Two questions in one which I’d like to ask: First of all, whether you consider, President Putin, that Russia’s own actions in Ukraine and Crimea over the past few months to be a response to that breakdown of rules and a sort of example of a “no-rules” order?

And the second part of the question is really, whether what’s taken place, this global breakdown of rule systems, does that signal from Russia’s point of view a shift in Russia’s global position. It’s been said here in the last couple of days that Russia can’t lead in the current global order but it can decide who leads. I wondered whether that’s your own view?

This is not a grilling, to say the least.

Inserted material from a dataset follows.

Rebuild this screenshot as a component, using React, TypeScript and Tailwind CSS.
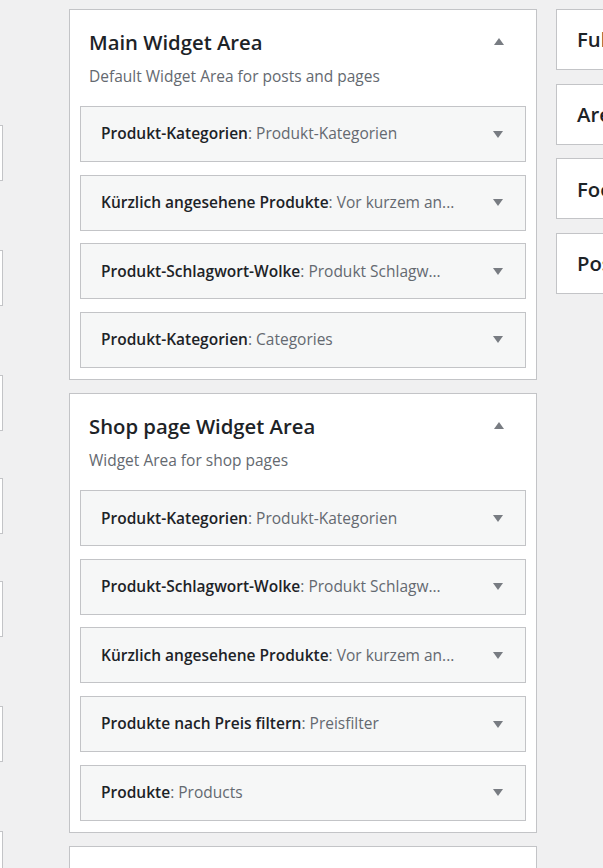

It is a performance as part of an event aimed solely at projecting the Kremlin line.

Milne attempted to further couch his support for Russia’s foreign policy proposals by contritely noting that Putin’s system of government, which he describes as “oligarchic nationalism”, “may not have much global appeal”. But his fundamental line is that any force that provides a “counterweight” to US hegemony is to be welcomed.

As Putin praises the brutal military dictatorship re-established by Abdel Fattah el-Sisi in Egypt, supports the butchery of the Assad regime and sends tanks into Ukraine, Milne appears unfazed, for his position is truly that of the ultimate relativist; what matters is the global game of power balancing – a truly imperialist position.

For The Guardian, Milne must present a terrible quandary, or at least he ought to. For, to take the editorial line that moral relativism and disinformation ought to be challenged, while publishing the distorted apologia of a Kremlin advocate, one who performs front-of-house PR duties with the president himself, is surely an untenable position.